Note that this is true even though my C routine didn’t as written modify its argument at all. The C compiler can still take advantage of the calling convention to do optimization. Sure enough, everything worked fine if I compiled with no optimizations. It even worked fine with just -O1 (The most basic optimizations). With -O2 and above however - triple faults.

When I hit this, I narrowed the problem down to one particular optimization flag, which turned on tail call optimization. Tail call optimization is a technique used to save stack space in the event that a function calls another function immediately before returning. For example, consider:


int foo(int);

int bar(int x) {
	return foo(x * 2);
}

int baz(int x) {
	return 1 + foo(x);
}

In this case, both bar and baz make calls to foo, but only bar makes a tail call. Once the result of foo(x * 2) is obtained, bar doesn’t need to do anything else. baz however, must take the result of foo(x) and add 1 before returning.

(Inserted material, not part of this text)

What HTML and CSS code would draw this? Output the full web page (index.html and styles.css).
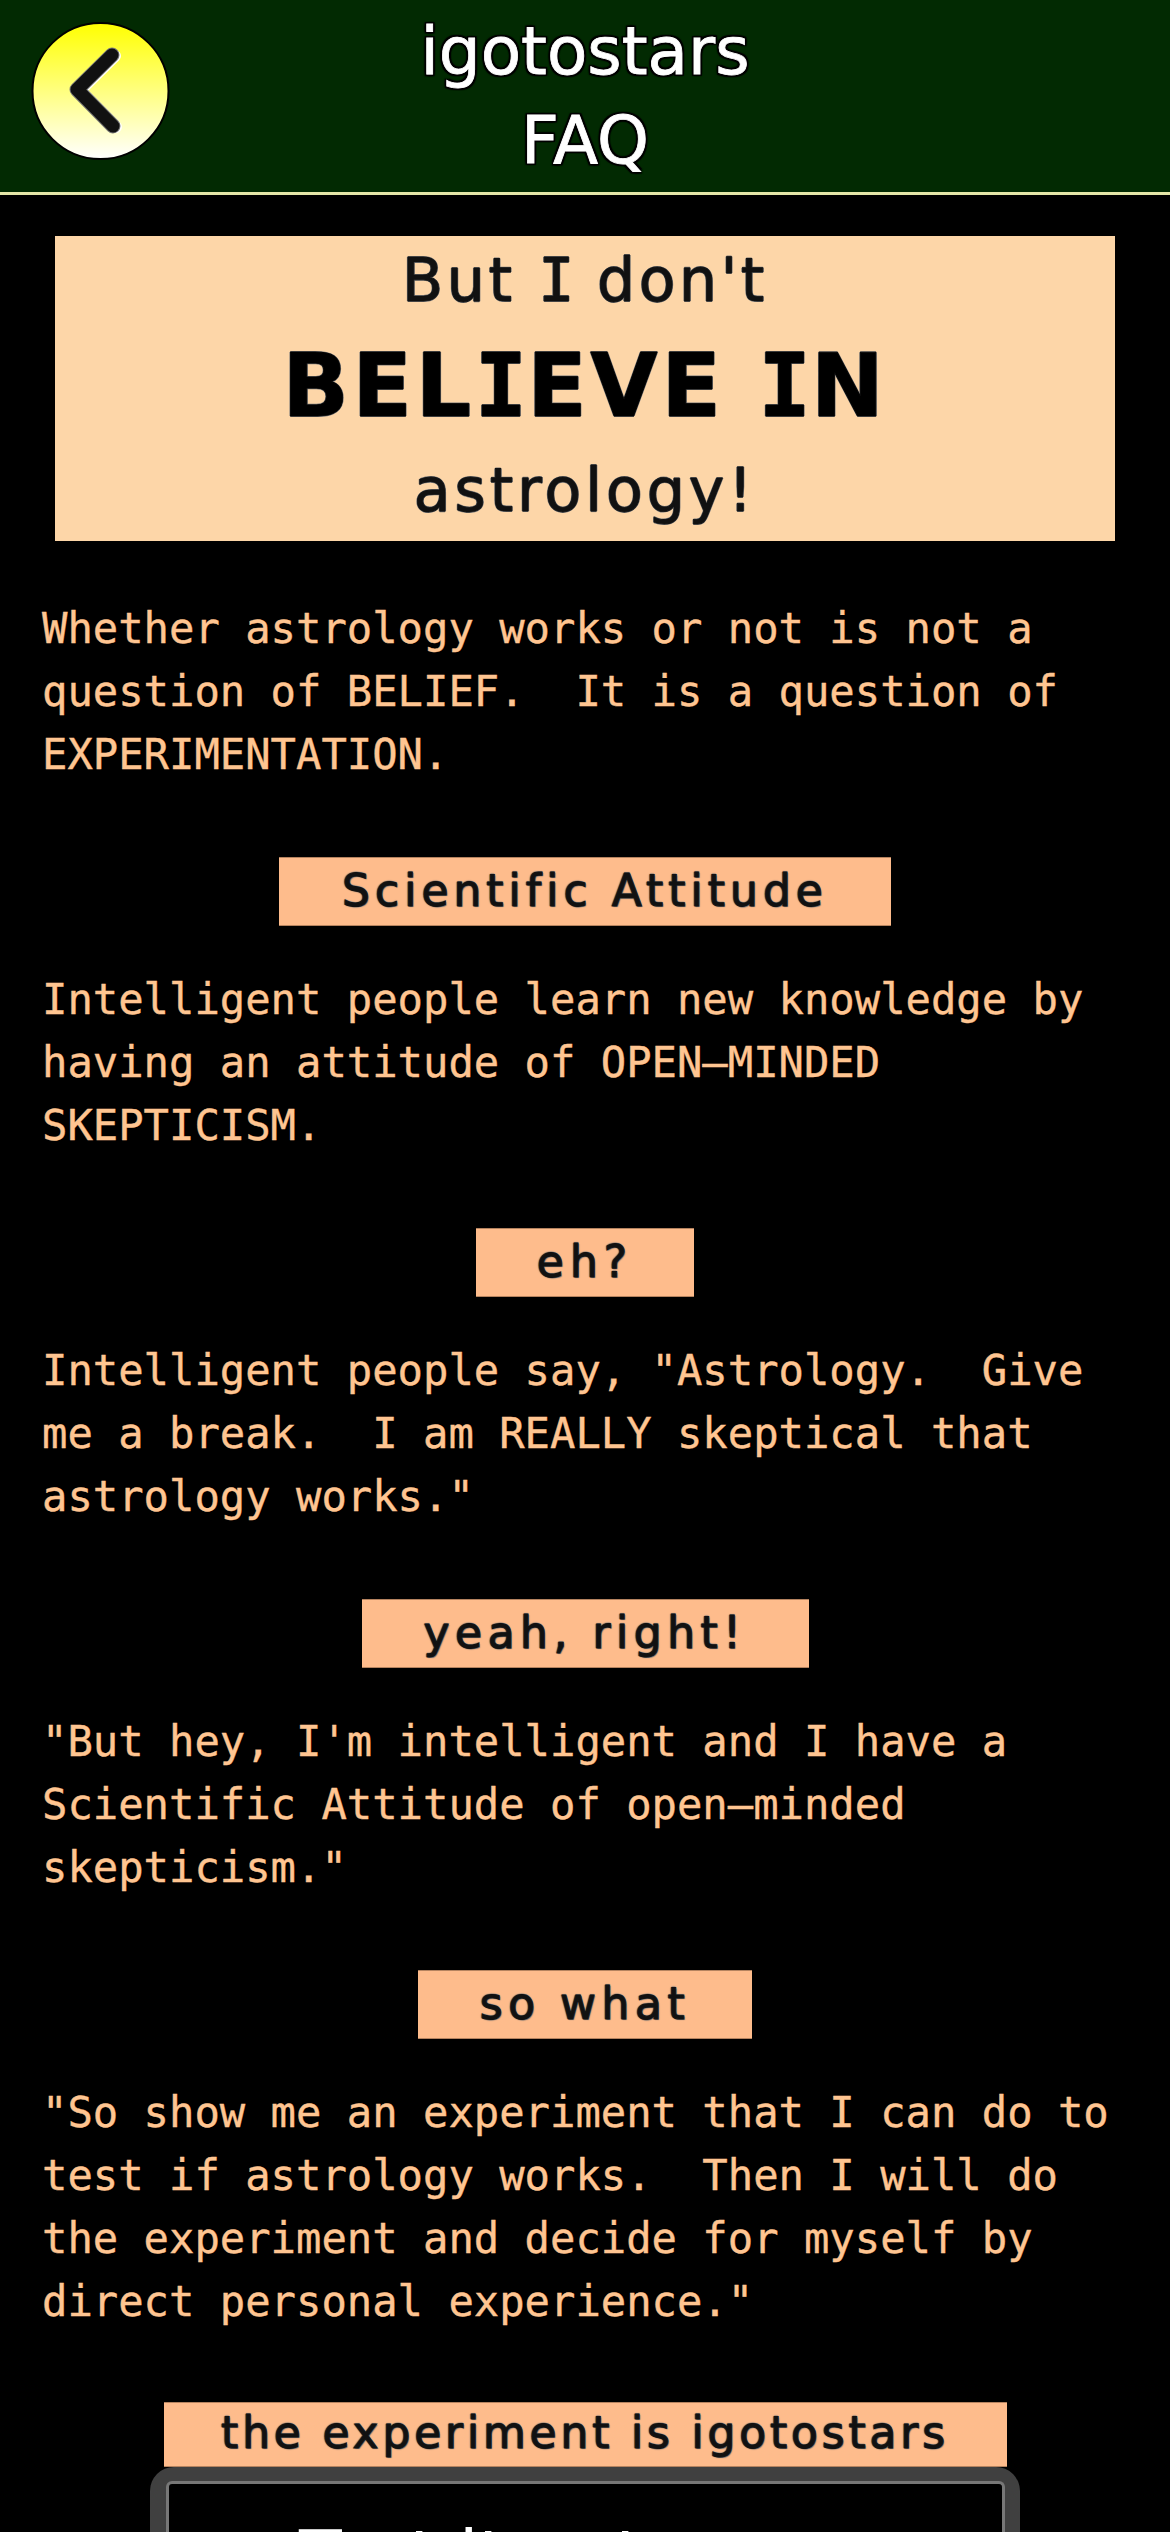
FILE: index.html
```html
<!DOCTYPE html>
<html lang="en">
<head>
    <meta charset="UTF-8">
    <title>igotostars FAQ</title>
    <link rel="stylesheet" href="styles.css">
</head>
<body>
    <header class="topbar">
        <a class="back" href="#">
            <svg viewBox="0 0 140 140" width="140" height="140">
                <defs>
                    <linearGradient id="backFill" x1="0" y1="0" x2="0" y2="1">
                        <stop offset="0" stop-color="#ffff00"/>
                        <stop offset="1" stop-color="#ffffff"/>
                    </linearGradient>
                </defs>
                <circle cx="69.5" cy="70" r="68" fill="url(#backFill)" stroke="#000" stroke-width="2"/>
                <path d="M81 34 L46 68.5 L82 105" fill="none" stroke="#fff" stroke-width="12" stroke-linecap="round" stroke-linejoin="round" transform="translate(3 1)"/>
                <path d="M81 34 L46 68.5 L82 105" fill="none" stroke="#777" stroke-width="15" stroke-linecap="round" stroke-linejoin="round"/>
                <path d="M81 34 L46 68.5 L82 105" fill="none" stroke="#111" stroke-width="13" stroke-linecap="round" stroke-linejoin="round"/>
            </svg>
        </a>
        <h1 class="title">igotostars<br>FAQ</h1>
    </header>

    <main class="content">
        <div class="banner">
            <p class="banner-small banner-top">But <span class="slab">I</span> don't</p>
            <p class="banner-big">BEL<span class="slab">I</span>EVE <span class="slab">I</span>N</p>
            <p class="banner-small banner-end">astrology!</p>
        </div>

        <p class="para">Whether astrology works or not is not a question of BELIEF.&nbsp; It is a question of EXPERIMENTATION.</p>
        <h2 class="label label-sci">Scientific Attitude</h2>

        <p class="para">Intelligent people learn new knowledge by having an attitude of OPEN–MINDED SKEPTICISM.</p>
        <h2 class="label label-eh">eh?</h2>

        <p class="para">Intelligent people say, "Astrology.&nbsp; Give me a break.&nbsp; I am REALLY skeptical that astrology works."</p>
        <h2 class="label label-yeah">yeah, right!</h2>

        <p class="para">"But hey, I'm intelligent and I have a Scientific Attitude of open–minded skepticism."</p>
        <h2 class="label label-sowhat">so what</h2>

        <p class="para">"So show me an experiment that I can do to test if astrology works.&nbsp; Then I will do the experiment and decide for myself by direct personal experience."</p>
        <h2 class="label label-exp">the experiment is igotostars</h2>

        <div class="device">
            <div class="screen">
                <p class="screen-text">Test it out</p>
            </div>
        </div>
    </main>
</body>
</html>
```

FILE: styles.css
```css
html, body {
    margin: 0;
    padding: 0;
    background: #000;
    height: 2532px;
    overflow: hidden;
}

body {
    font-family: "DejaVu Sans", sans-serif;
}

.topbar {
    position: relative;
    height: 192px;
    background: #022a02;
    border-bottom: 3px solid #e4e6a8;
}

.back {
    position: absolute;
    left: 31px;
    top: 21px;
    display: block;
    width: 140px;
    height: 140px;
}

.title {
    margin: 0;
    padding-top: 7px;
    text-align: center;
    color: #fff;
    font-size: 66px;
    font-weight: normal;
    line-height: 89px;
    -webkit-text-stroke: 0.8px #fff;
    text-shadow: 2px 0 1px #000, -2px 0 1px #000, 0 2px 1px #000, 0 -2px 1px #000, 2px 2px 1px #000, -2px -2px 1px #000, 2px -2px 1px #000, -2px 2px 1px #000;
}

.content {
    padding: 41px 42px 0;
}

.banner {
    margin: 0 13px 56px;
    height: 305px;
    background: #fdd6a8;
    color: #111;
    text-align: center;
    text-shadow: 1px 0 0 #777, -1px 0 0 #777, 0 1px 0 #777, 0 -1px 0 #777;
}

.banner p {
    margin: 0;
}

.banner-small {
    font-size: 60px;
    line-height: 88px;
    -webkit-text-stroke: 0.8px #111;
}

.banner-top {
    letter-spacing: 3.6px;
}

.banner-end {
    letter-spacing: 4px;
    line-height: 84px;
}

.banner-big {
    font-size: 87px;
    font-weight: bold;
    letter-spacing: 3.7px;
    line-height: 124px;
    color: #000;
    -webkit-text-stroke: 0.8px #000;
}

/* DejaVu Sans has a bare capital I, the mono one has the bars */
.slab {
    font-family: "DejaVu Sans Mono", monospace;
    letter-spacing: 0;
}

.para {
    margin: 0;
    color: #ffc591;
    font-family: "DejaVu Sans Mono", monospace;
    font-size: 42.2px;
    line-height: 63px;
    -webkit-text-stroke: 0.4px #ffc591;
}

.label {
    margin: 71px auto 42px;
    height: 69px;
    background: #febc8c;
    color: #111;
    font-size: 44px;
    font-weight: normal;
    line-height: 66px;
    text-align: center;
    -webkit-text-stroke: 1px #111;
    text-shadow: 1px 1px 1px #666, -1px 0 1px #777, 0 -1px 1px #777;
    box-sizing: border-box;
    border-top: 1px solid #b5835f;
    border-bottom: 1px solid #b5835f;
}

.label-sci { width: 612px; letter-spacing: 5px; }
.label-eh { width: 218px; letter-spacing: 6px; }
.label-yeah { width: 447px; letter-spacing: 5.5px; }
.label-sowhat { width: 334px; letter-spacing: 5.5px; }

.label-exp {
    width: 843px;
    height: 65px;
    margin: 69px auto 0;
    line-height: 60px;
    letter-spacing: 3.8px;
}

.device {
    margin: 0 auto;
    width: 870px;
    height: 66px;
    box-sizing: border-box;
    padding: 14px 15px 0 16px;
    background: #404040;
    border-radius: 24px 24px 0 0;
    overflow: hidden;
}

.screen {
    height: 60px;
    overflow: hidden;
    background: #000;
    border-top: 3px solid #777;
    border-left: 3px solid #777;
    border-right: 3px solid #777;
    border-radius: 6px 6px 0 0;
}

.screen-text {
    margin: 31px 0 0;
    padding-left: 130px;
    color: #fff;
    font-size: 70px;
    line-height: normal;
}
```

Normally, when you make a function call, you allocate a new stack frame - whatever space you need for arguments and local variables is reserved on the stack. Tail call optimization looks for tail calls, and where it finds them, just reuses the existing stack frame for the subroutine call. This is fine since the local variables and arguments to (in our example) bar won’t be needed after foo returns.

My interrupt handler written in C was doing a tail call, and so with that optimization turned on, the C compiler over-wrote the stack frame, trashing the data segment I’d incorrectly stored.

This took me the better part of two days to figure out way back when I hit it. In a more recent descendant of this code, I passed in a pointer to the saved data, and modified the C handler accordingly - The compiler still clobbers the handler’s stack frame, but now the data I’m interested in is safely outside of it.